A Los Angeles, California, woman was sentenced Tuesday to roughly three years in prison for her involvement in a $14 million Medicare fraud scheme.
Sophia Shaklian, a Los Angeles resident, was sentenced to 35 months in federal prison for defrauding Medicare out of $14 million by “submitting fraudulent claims for hospice care and diagnostic testing services that were either unnecessary or not provided at all,” according to the U.S. Attorney’s Office for the Central District of California.
After pleading guilty in November to one count of healthcare fraud she was ordered to pay more than $14 million in restitution.
“From March 2019 to August 2024, Shaklian and her co-schemers – often using aliases – used multiple bogus hospice and diagnostic testing providers enrolled with Medicare and submitted fraudulent claims on behalf of companies she owned,” the U.S. Attorney’s Office said.
The fraudsters used the information of Medicare beneficiaries and willfully submitted fraudulent claims to Medicare on their behalf.
Just the News reported:
The beneficiaries did not need nor had ever received the services, and were not familiar with the fraudulent hospice and diagnostic testing providers. Shaklian and her fellow did this with the intent to defraud Medicare into reimbursing the sham providers for those claimed services, according to the Justice Department.
She admitted in her plea agreement that she and her co-schemers submitted fraudulent claims on behalf of the sham providers. Because Shaklian was involved in the billing and was familiar with the amounts Medicare paid to the fraudulent providers on the types of claims submitted in the scheme, she caused Medicare to lose at least $14,103,043.
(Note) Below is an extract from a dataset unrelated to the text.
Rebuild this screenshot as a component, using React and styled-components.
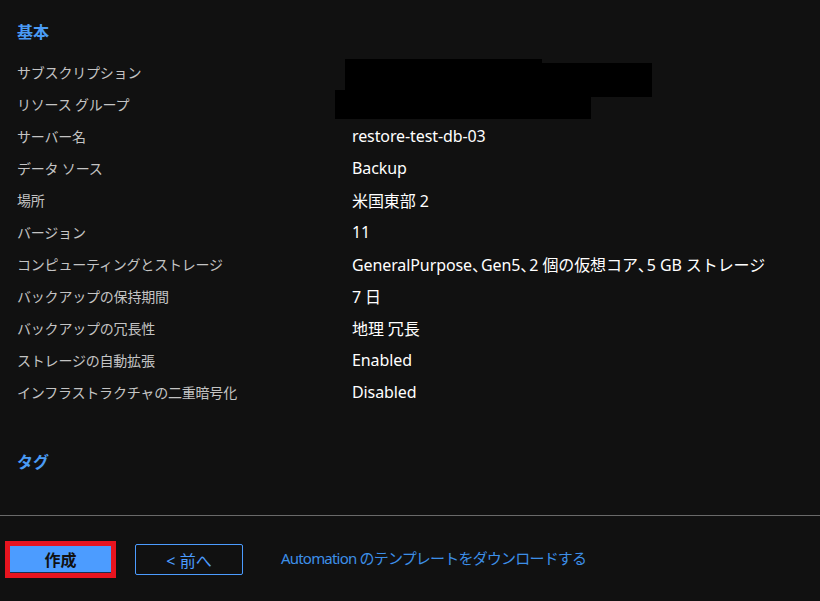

The Department of Justice wrote in a press release:
Shaklian admitted in her plea agreement that fraudulent claims were submitted on behalf of the sham providers, some by herself and others by her co-schemers during and in furtherance of the above scheme.
…
Co-defendant Alex Alexsanian, 48, a.k.a. “Samvel” and “Samo,” of Burbank, pleaded guilty on January 20 to one count of conspiracy to launder monetary instruments. He will face a statutory maximum sentence of 20 years in federal prison at his April 28 sentencing hearing.
Assistant United States Attorney Kevin B. Reidy of the Major Frauds Section is leading the prosecution on this case.